The National Development Council (NDC) in April has finalized the 15th five-year plan prepared by National Planning Commission (NPC). It is anticipated that 15th five-year plan will address the government’s vision of ‘Prosperous Nepal, Happy Nepali’. The NPC has set targets to achieve a minimum average economic growth of 9.4 percent per annum in the next five years. The plan will have to face many challenges to achieve them. One of the key issues brought forth by the participants of the NDC was about the role of provincial and local governments in the federal context.
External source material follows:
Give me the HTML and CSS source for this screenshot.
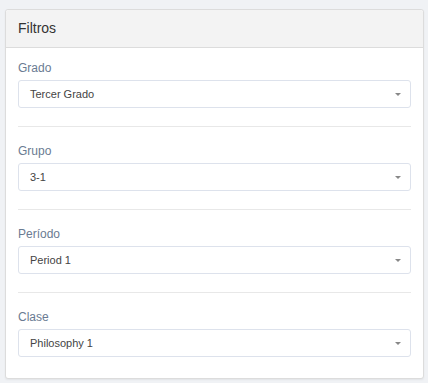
FILE: index.html
```html
<!DOCTYPE html>
<html lang="es">
<head>
    <meta charset="UTF-8">
    <meta name="viewport" content="width=device-width, initial-scale=1.0">
    <title>Filtros</title>
    <link rel="stylesheet" href="styles.css">
</head>
<body>
    <div class="filter-card">
        <div class="filter-header">Filtros</div>

        <div class="filter-body">
            <div class="filter-group">
                <label class="filter-label">Grado</label>
                <div class="filter-select">
                    <span>Tercer Grado</span>
                    <span class="caret"></span>
                </div>
            </div>

            <div class="filter-group">
                <label class="filter-label">Grupo</label>
                <div class="filter-select">
                    <span>3-1</span>
                    <span class="caret"></span>
                </div>
            </div>

            <div class="filter-group">
                <label class="filter-label">Período</label>
                <div class="filter-select">
                    <span>Period 1</span>
                    <span class="caret"></span>
                </div>
            </div>

            <div class="filter-group">
                <label class="filter-label">Clase</label>
                <div class="filter-select">
                    <span>Philosophy 1</span>
                    <span class="caret"></span>
                </div>
            </div>
        </div>
    </div>
</body>
</html>
```

FILE: styles.css
```css
* {
    margin: 0;
    padding: 0;
    box-sizing: border-box;
}

body {
    font-family: 'Liberation Sans', Arial, sans-serif;
    background: #f0f2f5;
    color: #333;
    padding: 9px 4px 4px 5px;
}

.filter-card {
    background: #ffffff;
    border: 1px solid #dcdcdc;
    border-radius: 3px;
    box-shadow: 0 1px 2px rgba(0, 0, 0, 0.06);
}

.filter-header {
    background: #f3f3f3;
    border-bottom: 1px solid #dcdcdc;
    border-radius: 3px 3px 0 0;
    padding: 9px 12px 10px;
    font-size: 14px;
    line-height: 18px;
    color: #333;
}

.filter-body {
    padding: 12px 12px 21px;
}

.filter-group {
    padding-bottom: 18px;
    margin-bottom: 16px;
    border-bottom: 1px solid #e8e8e8;
}

.filter-group:last-child {
    padding-bottom: 0;
    margin-bottom: 0;
    border-bottom: none;
}

.filter-label {
    display: block;
    font-size: 12px;
    line-height: 17px;
    color: #6a7b92;
    margin-bottom: 3px;
}

.filter-select {
    height: 28px;
    border: 1px solid #dde2ec;
    border-radius: 3px;
    padding: 0 9px 0 11px;
    display: flex;
    align-items: center;
    justify-content: space-between;
    font-size: 11px;
    color: #444;
}

.caret {
    width: 0;
    height: 0;
    border-left: 3px solid transparent;
    border-right: 3px solid transparent;
    border-top: 3px solid #888;
}
```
The ADS, Nepal’s Constitution, Sustainable Development Goals (SDGs), and present government’s long-term vision seem to be the basis for formulating 15th five-year plan for agriculture (see the table for the targets proposed for production of major crops/commodities).
Given the limited arable land per capita, scattered landholding, difficult terrain, unavailability of year-round irrigation facilities, unreliable supply of seeds and fertilizers, weak research and extension system, poor access to market, and infant agribusiness sector, it is not easier to achieve these targets and more efforts will be required in implementation. More worrying issue is to make agricultural growth sustainable.
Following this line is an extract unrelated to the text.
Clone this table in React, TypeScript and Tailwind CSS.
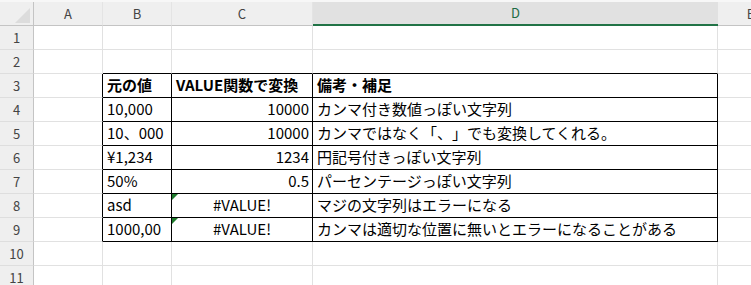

Necessary elements for increasing production are land, labor, technology and services. As agricultural lands are limited and there is no possibility of area expansion, increase in production has to come through increase in productivity. Productivity can be increased only when we use high-technology of production and apply inputs as and when needed. Regarding labor, though around 500,000 workers enter labor markets per year in Nepal, 80 percent of them are absorbed by foreign labor destinations. This indicates that Nepal is already facing labor problem in agriculture and this problem will deepen in the coming years. In order to address this issue, there is no option other than mechanizing agriculture.
Regarding production inputs, irrigation water is the most important one and without it agricultural growth cannot be sustainable. Though the country has abundant water available for irrigation, provision of perennial irrigation based on storage of water in the wet season and release in the dry season is an expensive proposition even in Tarai region. That is the reason a significant part of existing irrigation systems in Nepal is irrigating crops seasonally in a supplementary way. At present only about 20 percent cultivated land is under perennial irrigation. If the above targets of crop production are to be met, we need to have at least 50 percent of the cultivated area under perennial irrigation. It is possible if all ongoing mega irrigation projects like Sikta, Babai and Ranijamar are completed within two to three years and existing projects are run fully and efficiently.
Similarly, improvements are also necessary on quality seed production and supply. Furthermore, fertilizers are also unavailable in most of the critical periods. Such condition should not repeat if agricultural growth is to be sustainable.
Moreover, the agriculture sector will have to face many challenges under the federal structure. Gaps in available human resource and requirement at the local level, overlapping of some of the responsibilities among federal, provincial and local levels, complicated coordination and increase in the financial burden will be the major ones. Efforts need to be concentrated to restructure and reform different state bodies of agriculture as per the requirement.
In order to commercialize and industrialize agriculture, implementing programs like Prime Minister Agriculture Modernization Project (PMAMP), Livestock Sector Innovation Project (LSIP), High Value Agriculture Production Program (HVAPP), Agro-forestry and Floriculture Promotion Project (AFPP) and construction and operation of large scale cold stores can be the game changers. But how these projects/programs will bring change in commercializing agriculture will depend on their effective implementation. Implementing agencies of these programs are working in traditional way. Pockets, blocks, zones and super-zones are developed in isolation. They are not linked with irrigation and other complementary programs. Coordination mechanisms should, therefore, be made strong and effective at all levels.
A new program called Agriculture Minister Youth Employment Special Program (AMYESP) has been proposed to attract youth in agriculture. But how youths are attracted in this program is not clear. Five crops (large cardamom, zinger, tea, coffee and lentil) are identified as crops for export but there is no special program to increase their production and productivity. Just prefixing the programs with Prime Minister and Minister will not give anticipated outputs. They need to be supported with strong organizations, adequate manpower and sufficient budget.